(What to work on): Retype the whole listing verbatim and keep the pictures out of it.
----- Data lines -----
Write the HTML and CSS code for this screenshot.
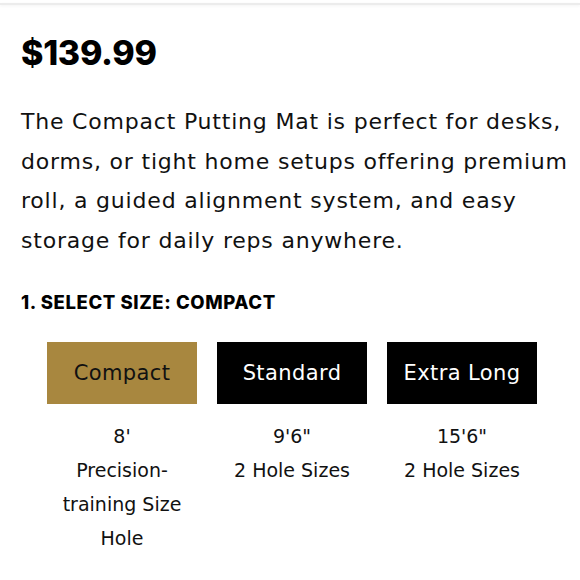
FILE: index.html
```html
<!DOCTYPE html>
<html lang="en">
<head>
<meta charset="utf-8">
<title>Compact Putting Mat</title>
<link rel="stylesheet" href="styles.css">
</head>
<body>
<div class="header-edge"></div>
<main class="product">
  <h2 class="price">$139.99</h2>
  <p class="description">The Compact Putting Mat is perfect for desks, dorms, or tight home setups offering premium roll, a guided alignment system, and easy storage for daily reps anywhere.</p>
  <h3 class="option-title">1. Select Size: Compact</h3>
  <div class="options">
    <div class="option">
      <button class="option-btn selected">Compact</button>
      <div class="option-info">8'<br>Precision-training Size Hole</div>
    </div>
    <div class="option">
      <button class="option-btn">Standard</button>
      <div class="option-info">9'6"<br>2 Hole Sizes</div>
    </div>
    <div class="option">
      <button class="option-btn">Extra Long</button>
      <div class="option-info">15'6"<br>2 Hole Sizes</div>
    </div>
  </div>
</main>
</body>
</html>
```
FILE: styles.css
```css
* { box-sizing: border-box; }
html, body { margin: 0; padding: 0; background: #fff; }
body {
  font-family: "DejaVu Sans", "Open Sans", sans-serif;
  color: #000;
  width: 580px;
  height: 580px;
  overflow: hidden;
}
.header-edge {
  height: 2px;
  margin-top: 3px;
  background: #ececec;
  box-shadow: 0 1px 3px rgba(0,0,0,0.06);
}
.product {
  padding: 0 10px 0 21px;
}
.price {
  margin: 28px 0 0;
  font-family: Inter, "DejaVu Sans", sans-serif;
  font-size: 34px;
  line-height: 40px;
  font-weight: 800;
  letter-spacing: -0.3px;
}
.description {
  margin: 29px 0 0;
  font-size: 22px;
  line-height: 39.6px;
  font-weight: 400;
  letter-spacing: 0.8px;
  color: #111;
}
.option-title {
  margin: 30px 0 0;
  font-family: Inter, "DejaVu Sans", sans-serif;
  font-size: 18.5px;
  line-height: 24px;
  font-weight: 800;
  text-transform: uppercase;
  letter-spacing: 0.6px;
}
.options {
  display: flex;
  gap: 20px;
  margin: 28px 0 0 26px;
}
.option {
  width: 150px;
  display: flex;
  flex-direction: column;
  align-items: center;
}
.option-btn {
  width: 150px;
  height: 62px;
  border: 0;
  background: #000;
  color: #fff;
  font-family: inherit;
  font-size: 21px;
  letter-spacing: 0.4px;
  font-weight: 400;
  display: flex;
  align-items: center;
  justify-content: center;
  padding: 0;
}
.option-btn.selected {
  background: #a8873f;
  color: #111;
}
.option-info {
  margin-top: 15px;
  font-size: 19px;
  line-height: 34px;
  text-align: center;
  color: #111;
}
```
-----
(Response):
Write the HTML and CSS code for this screenshot.
FILE: index.html
```html
<!DOCTYPE html>
<html lang="en">
<head>
<meta charset="utf-8">
<title>Compact Putting Mat</title>
<link rel="stylesheet" href="styles.css">
</head>
<body>
<div class="header-edge"></div>
<main class="product">
  <h2 class="price">$139.99</h2>
  <p class="description">The Compact Putting Mat is perfect for desks, dorms, or tight home setups offering premium roll, a guided alignment system, and easy storage for daily reps anywhere.</p>
  <h3 class="option-title">1. Select Size: Compact</h3>
  <div class="options">
    <div class="option">
      <button class="option-btn selected">Compact</button>
      <div class="option-info">8'<br>Precision-training Size Hole</div>
    </div>
    <div class="option">
      <button class="option-btn">Standard</button>
      <div class="option-info">9'6"<br>2 Hole Sizes</div>
    </div>
    <div class="option">
      <button class="option-btn">Extra Long</button>
      <div class="option-info">15'6"<br>2 Hole Sizes</div>
    </div>
  </div>
</main>
</body>
</html>
```
FILE: styles.css
```css
* { box-sizing: border-box; }
html, body { margin: 0; padding: 0; background: #fff; }
body {
  font-family: "DejaVu Sans", "Open Sans", sans-serif;
  color: #000;
  width: 580px;
  height: 580px;
  overflow: hidden;
}
.header-edge {
  height: 2px;
  margin-top: 3px;
  background: #ececec;
  box-shadow: 0 1px 3px rgba(0,0,0,0.06);
}
.product {
  padding: 0 10px 0 21px;
}
.price {
  margin: 28px 0 0;
  font-family: Inter, "DejaVu Sans", sans-serif;
  font-size: 34px;
  line-height: 40px;
  font-weight: 800;
  letter-spacing: -0.3px;
}
.description {
  margin: 29px 0 0;
  font-size: 22px;
  line-height: 39.6px;
  font-weight: 400;
  letter-spacing: 0.8px;
  color: #111;
}
.option-title {
  margin: 30px 0 0;
  font-family: Inter, "DejaVu Sans", sans-serif;
  font-size: 18.5px;
  line-height: 24px;
  font-weight: 800;
  text-transform: uppercase;
  letter-spacing: 0.6px;
}
.options {
  display: flex;
  gap: 20px;
  margin: 28px 0 0 26px;
}
.option {
  width: 150px;
  display: flex;
  flex-direction: column;
  align-items: center;
}
.option-btn {
  width: 150px;
  height: 62px;
  border: 0;
  background: #000;
  color: #fff;
  font-family: inherit;
  font-size: 21px;
  letter-spacing: 0.4px;
  font-weight: 400;
  display: flex;
  align-items: center;
  justify-content: center;
  padding: 0;
}
.option-btn.selected {
  background: #a8873f;
  color: #111;
}
.option-info {
  margin-top: 15px;
  font-size: 19px;
  line-height: 34px;
  text-align: center;
  color: #111;
}
```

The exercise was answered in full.